What you are asked to do: An exact copy of all the data is required, with pictures left out.

* Begin Data shown *

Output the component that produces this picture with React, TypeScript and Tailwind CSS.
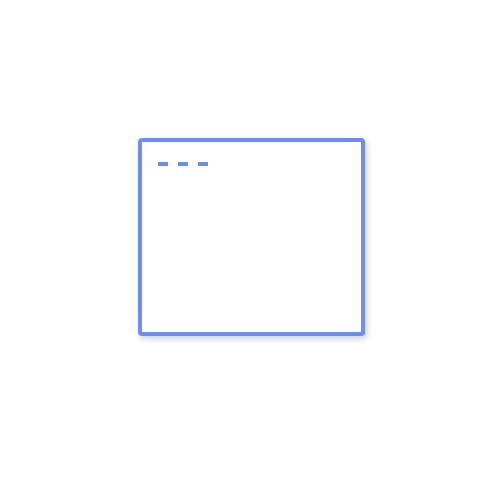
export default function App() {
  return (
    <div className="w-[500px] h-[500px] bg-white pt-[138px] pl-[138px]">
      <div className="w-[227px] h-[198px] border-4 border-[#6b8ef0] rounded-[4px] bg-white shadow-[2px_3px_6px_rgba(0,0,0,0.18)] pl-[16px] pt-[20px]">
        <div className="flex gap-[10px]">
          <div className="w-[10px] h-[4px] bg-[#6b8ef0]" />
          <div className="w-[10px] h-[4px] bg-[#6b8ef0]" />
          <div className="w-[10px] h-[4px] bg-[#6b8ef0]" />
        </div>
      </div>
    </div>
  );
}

* End Data shown *

Output below:
Output the component that produces this picture with React, TypeScript and Tailwind CSS.
export default function App() {
  return (
    <div className="w-[500px] h-[500px] bg-white pt-[138px] pl-[138px]">
      <div className="w-[227px] h-[198px] border-4 border-[#6b8ef0] rounded-[4px] bg-white shadow-[2px_3px_6px_rgba(0,0,0,0.18)] pl-[16px] pt-[20px]">
        <div className="flex gap-[10px]">
          <div className="w-[10px] h-[4px] bg-[#6b8ef0]" />
          <div className="w-[10px] h-[4px] bg-[#6b8ef0]" />
          <div className="w-[10px] h-[4px] bg-[#6b8ef0]" />
        </div>
      </div>
    </div>
  );
}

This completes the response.